Now that we’re almost a month removed from the Super Bowl and the dust has settled, the world is ready to put 2024’s premier rap beef behind us and focus on the bigger picture.
Kendrick Lamar’s halftime performance was the most watched in Super Bowl history, and it had it all. From Samuel L. Jackson’s “Uncle Sam,” to Serena Williams crip-walking on Drake’s proverbial grave.
It delivered on every level.
Since then, Kendrick has occupied four of the top ten spots in the Billboard Top 100, a feat rarely accomplished by halftime performances.
It was a brilliant capstone to this arc of Kendrick’s career, but it left some wanting more.
While many were satisfied by the theatrics, the political commentary understandably fell short for others. Lamar notably opened the performance by telling viewers the revolution was about to be televised, an interpolation of Gil Scott-Heron.
Kendrick had an audience with President Donald Trump, the first sitting president ever to attend a Super Bowl, an opportunity some think he squandered.
“I thought it was fun, but I didn’t really think it was interesting,” said Carlo Kim, an LA native and current student at Brown University. “I think a lot of the political discourse surrounding it is derivative of the fact that people are feeling polarized and hopeless and are willing to make messages where there aren’t any.”
Others were more supportive, such as Sergio Godinez, an LA native and employee at the city mayor’s office.

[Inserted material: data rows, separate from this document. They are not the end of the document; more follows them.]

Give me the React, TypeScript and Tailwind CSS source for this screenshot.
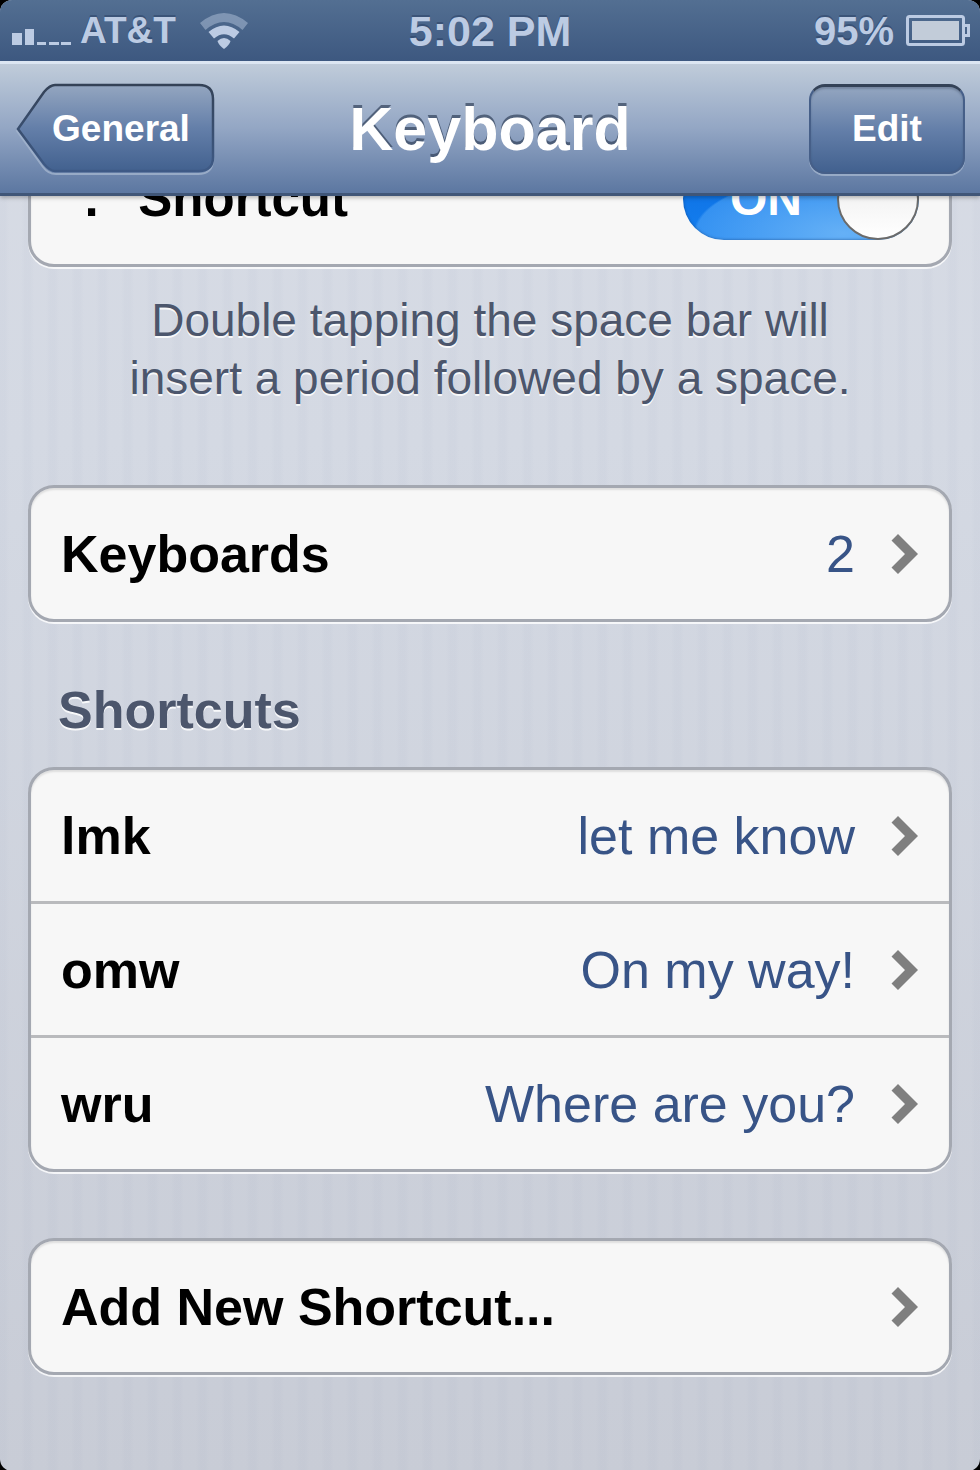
import { useState, type ReactNode } from 'react'

const SHORTCUTS = [
  { shortcut: 'lmk', phrase: 'let me know' },
  { shortcut: 'omw', phrase: 'On my way!' },
  { shortcut: 'wru', phrase: 'Where are you?' },
]

export default function App() {
  const [periodShortcut, setPeriodShortcut] = useState(true)

  return (
    <div className="min-h-screen bg-black flex font-['Liberation_Sans',Arial,sans-serif] text-[52px] leading-[58px]">
      <div className="flex-1 flex flex-col overflow-hidden rounded-xl bg-[repeating-linear-gradient(90deg,rgba(110,125,165,0.03)_0px,rgba(110,125,165,0.03)_5px,transparent_9px,transparent_21px,rgba(110,125,165,0.03)_25px),linear-gradient(#d8dce5,#d4d9e3_30%,#c8ccd6)]">
        <header className="relative z-10 shadow-[0_2px_4px_rgba(0,0,0,0.25)]">
          <StatusBar />
          <NavBar />
        </header>

        <main className="flex-1 px-7 pb-24">
          {/* Scrolled partly under the nav bar */}
          <Card className="-mt-[66px]">
            <label className="flex items-center justify-between h-[131px] pl-7 pr-[30px]">
              <span className="text-[51px] font-bold text-black">“.” Shortcut</span>
              <Switch checked={periodShortcut} onChange={setPeriodShortcut} />
            </label>
          </Card>
          <p className="mt-6 mx-auto max-w-[760px] text-center text-[46px] text-[#4c566c] [text-shadow:0_2px_0_rgba(255,255,255,0.85)]">
            Double tapping the space bar will insert a period followed by a space.
          </p>

          <Card className="mt-[78px]">
            <Row label="Keyboards" value="2" />
          </Card>

          <h2 className="mt-[59px] mb-7 px-[30px] font-bold text-[#4c566c] [text-shadow:0_2px_0_rgba(255,255,255,0.85)]">
            Shortcuts
          </h2>
          <Card>
            <ul className="divide-y-3 divide-[#b9babd]">
              {SHORTCUTS.map((s) => (
                <li key={s.shortcut}>
                  <Row label={s.shortcut} value={s.phrase} />
                </li>
              ))}
            </ul>
          </Card>

          <Card className="mt-[66px]">
            <Row label="Add New Shortcut..." />
          </Card>
        </main>
      </div>
    </div>
  )
}

function StatusBar() {
  return (
    <div className="grid grid-cols-[1fr_auto_1fr] items-center h-[61px] px-2.5 bg-linear-to-b from-[#536f92] to-[#3d5880] text-[#bccbe3] font-bold [text-shadow:0_-2px_0_rgba(30,50,85,0.4)]">
      <div className="flex items-center">
        <svg className="w-[60px] h-4 mt-3 ml-0.5" viewBox="0 0 60 16" fill="currentColor" aria-hidden="true">
          <path d="M0 4h10v12H0zM13 0h9v16h-9zM25 13h9v3h-9zM37 13h10v3H37zM49 13h10v3H49z" />
        </svg>
        <span className="ml-2 text-[37px]">AT&amp;T</span>
        <svg className="ml-6 w-12 h-9" viewBox="0 0 48 36" fill="currentColor" aria-hidden="true">
          <path opacity="0.45" d="M0 10Q24 -10 48 10L42.500 17Q24 1 5.500 17Z" />
          <path d="M8.500 19Q24 6 39.500 19L34 25.500Q24 17 14 25.500Z" />
          <path d="M17.500 28Q24 22 30.500 28Q29.500 32 24 36Q18.500 32 17.500 28Z" />
        </svg>
      </div>
      <span className="text-[43px]">5:02 PM</span>
      <div className="flex items-center justify-end gap-3">
        <span className="text-[40px]">95%</span>
        <svg className="w-16 h-8" viewBox="0 0 64 32" aria-hidden="true">
          <rect x="1.500" y="1.500" width="56" height="28" rx="2" fill="none" stroke="currentColor" strokeWidth="3" />
          <rect x="6" y="6" width="47" height="19" fill="#c2ccd9" />
          <path d="M59 10.500h3.500v10H59" fill="none" stroke="currentColor" strokeWidth="3" />
        </svg>
      </div>
    </div>
  )
}

function NavBar() {
  return (
    <div className="grid grid-cols-[1fr_auto_1fr] items-center h-[135px] px-[15px] border-t-3 border-b-3 border-t-[#dce6f2] border-b-[#405678] bg-linear-to-b from-[#c0ccda] via-[#93a6c4] to-[#5c77a1] text-white font-bold [text-shadow:0_-3px_0_rgba(50,65,90,0.7)]">
      <button type="button" className="relative justify-self-start w-[200px] h-[92px] pl-3 text-[37px]">
        <svg className="absolute inset-0 w-full h-full" viewBox="0 0 200 92" aria-hidden="true">
          <defs>
            <linearGradient id="back-fill" x1="0" y1="0" x2="0" y2="1">
              <stop offset="0" stopColor="#94a6c0" />
              <stop offset="0.5" stopColor="#647fa9" />
              <stop offset="1" stopColor="#42618f" />
            </linearGradient>
            <linearGradient id="back-edge" x1="0" y1="0" x2="0" y2="1">
              <stop offset="0" stopColor="#344257" />
              <stop offset="1" stopColor="#3e5a86" />
            </linearGradient>
          </defs>
          <path
            d="M41 4H183Q198 4 198 19V76Q198 91 183 91H41Q33 91 28 84L2 48L28 11Q33 4 41 4Z"
            fill="none"
            stroke="#a3b4cd"
            strokeWidth="2"
            opacity="0.8"
          />
          <path
            d="M40 2H184Q198 2 198 16V74Q198 88 184 88H40Q35 88 29 81L3 46L29 9Q35 2 40 2Z"
            fill="url(#back-fill)"
            stroke="url(#back-edge)"
            strokeWidth="2.500"
          />
        </svg>
        <span className="relative">General</span>
      </button>
      <h1 className="text-[61px]">Keyboard</h1>
      <button
        type="button"
        className="justify-self-end w-[156px] h-[90px] rounded-2xl border-2 border-t-3 border-[#465f88] border-t-[#344257] bg-linear-to-b from-[#94a6c0] via-[#647fa9] to-[#42618f] text-[37px] shadow-[0_2px_0_rgba(163,180,205,0.8),inset_0_2px_2px_rgba(50,65,90,0.3)]"
      >
        Edit
      </button>
    </div>
  )
}

function Card({ className = '', children }: { className?: string; children: ReactNode }) {
  return (
    <section
      className={`overflow-hidden rounded-[26px] border-3 border-[#a4a8b1] bg-[#f7f7f7] shadow-[0_2px_0_rgba(255,255,255,0.8),inset_0_2px_2px_rgba(0,0,0,0.1)] ${className}`}
    >
      {children}
    </section>
  )
}

function Row({ label, value }: { label: string; value?: string }) {
  return (
    <a href="#" className="flex items-center h-[131px] pl-[30px] pr-[31px]">
      <span className="flex-1 font-bold text-black">{label}</span>
      {value && <span className="text-[#385487]">{value}</span>}
      <svg className="ml-9 w-[27px] h-10" viewBox="0 0 27 40" fill="#7f7f7f" aria-hidden="true">
        <path d="M0.500 6.500L7 0L27 20L7 40L0.500 33.500L14 20Z" />
      </svg>
    </a>
  )
}

function Switch({ checked, onChange }: { checked: boolean; onChange: (value: boolean) => void }) {
  return (
    <span
      className={`flex items-center w-[236px] h-[82px] rounded-full ${
        checked
          ? 'justify-end bg-[radial-gradient(ellipse_150px_60px_at_68%_92%,rgba(110,182,247,0.9)_0%,rgba(62,152,243,0.8)_98%,transparent_100%),linear-gradient(#0a6be0,#1580f0)]'
          : 'justify-start bg-[#e4e4e4]'
      } shadow-[inset_0_0_3px_rgba(20,60,120,0.7)]`}
    >
      <input
        type="checkbox"
        role="switch"
        className="sr-only"
        checked={checked}
        onChange={(e) => onChange(e.target.checked)}
      />
      {checked && <span className="flex-1 pl-3 text-center text-[48px] font-bold text-white">ON</span>}
      <span className="w-[82px] h-[82px] rounded-full border-2 border-[#6b6b6b] bg-linear-to-b from-[#c8c8c8] via-[#f4f4f4] to-white" />
    </span>
  )
}
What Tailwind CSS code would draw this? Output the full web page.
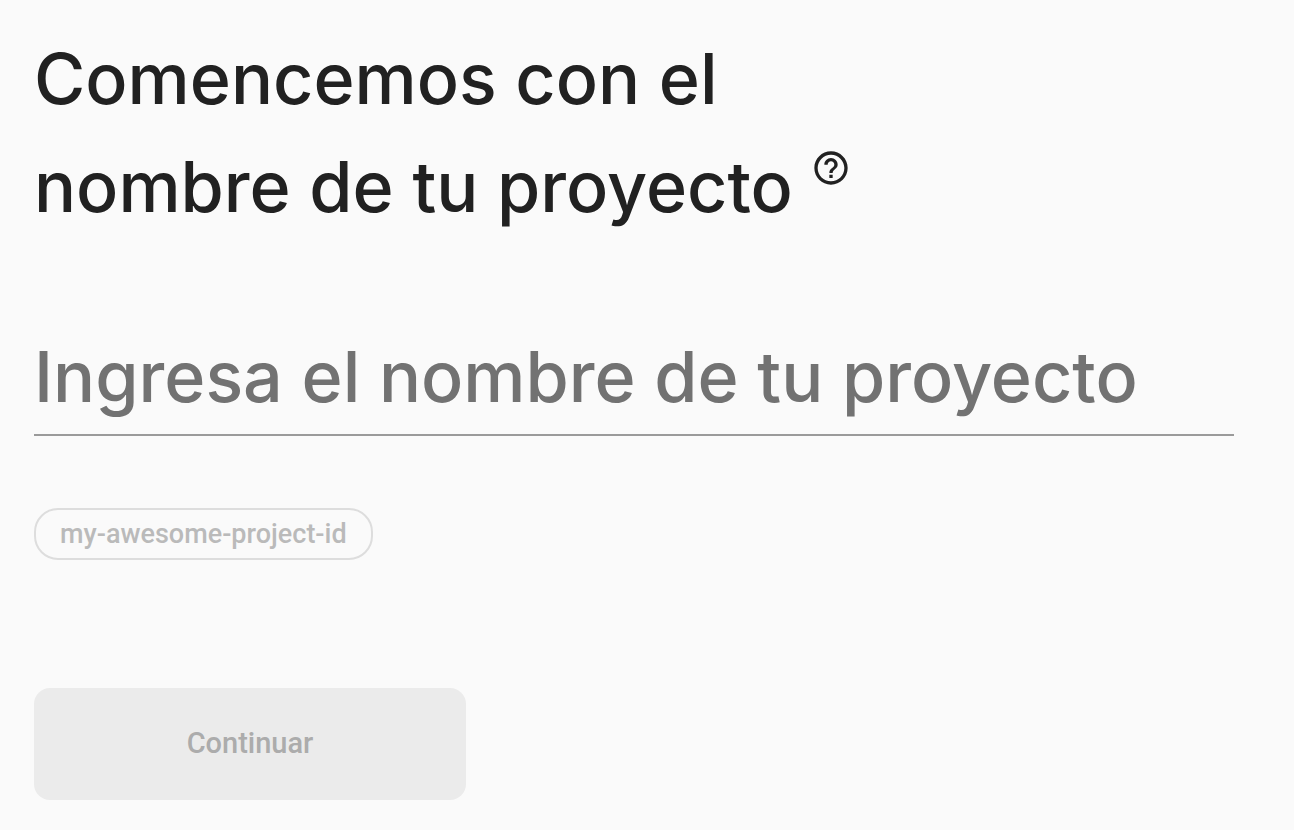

“Us Angelenos live and breathe the spirit of the city and Kendrick’s halftime performance was a full testament of that spirit,” said Godinez.
“What makes Kendrick Lamar such an electrifying performer is that his performance is not only visually appealing, but it has a thesis. He wants to tell you about the LA he knows, whether it’s the Hollywood Sign or Tam’s Burger on Central and Rosecrans,” he said.
Division isn’t new among viewers and listeners. Another Kendrick concert, another 1000 years of discourse. But this one sparked a unique conversation about the role artists ought to play in their community.
For Kendrick, an unapologetically Black hip-hop artist and outspoken member of the Compton community, many make the case that he hasn’t done as much for them as he should. During the beef, Drake famously accused him of not returning to his hood to plant “Money Trees,” a callback to Lamar’s 2012 hit by the same name.
However, Lamar’s actions show otherwise. He has done charity concerts for years now– last year’s “Pop Out” concert raised over $200,000 for various non-profits in the Compton area, including Boys and Girls Clubs and youth groups like Color Compton. This concert also united artists from across Southern California, including members of rival gangs.
“When you take someone like Kendrick who grew up in Compton, every album, every chart-topping single and every Grammy disproves the stereotypical headlines of gun violence, broken families and intercity youth,” said Godinez.
But beyond philanthropic gestures and donations, Kendrick Lamar has a reputation he’s been trying to fight off for years. Since his 2022 album, “Mr. Morale & The Big Steppers,” he’s been hammering home the message that he is “not your savior.”
For over a decade now, he’s been seen by many as a political rapper, whose music can change minds. On songs like “Savior” and “Mirror,” he makes it clear that he’s just a man, who chooses to put his family and himself first. I think it’s a reasonable line to draw, but a difficult one when he’s being looked to as some kind of leader.
Whether the solution is to be a community leader or a political one, DePaul Professor and Chair of the Africa and Black Diaspora Studies department Amor Kohli draws parallels to jazz, another Black art form.
“In the 1950s, we saw more Black American jazz artists start to incorporate African influences into their music,” Kohli said. “Back then, that alone was a form of resistance. It’s emblematic of an overtly diasporic identity.”
Times have changed, but Black art is still political in its own way. Lamar occupies a much more lyrical art form, one that requires a more overt delivery of his messages.
“I think the real question is how much responsibility does he have to the art form,” Kohli said. “We get into tricky waters when we say the artwork doesn’t matter. The art isn’t only given value by the political work he does outside of it.”
Art is valuable in and of itself, and no amount of charity work or community organizing can change that. That being said, his work has touched lives. I think there’s a reason why Kendrick Lamar’s music resonates with the people of LA.
“Los Angeles is bright, bold and beautiful,” Godinez said. “It means something when a person can get on the country’s biggest stage and say, ‘this is my city and these are my people, and they have a beautiful story worth telling.”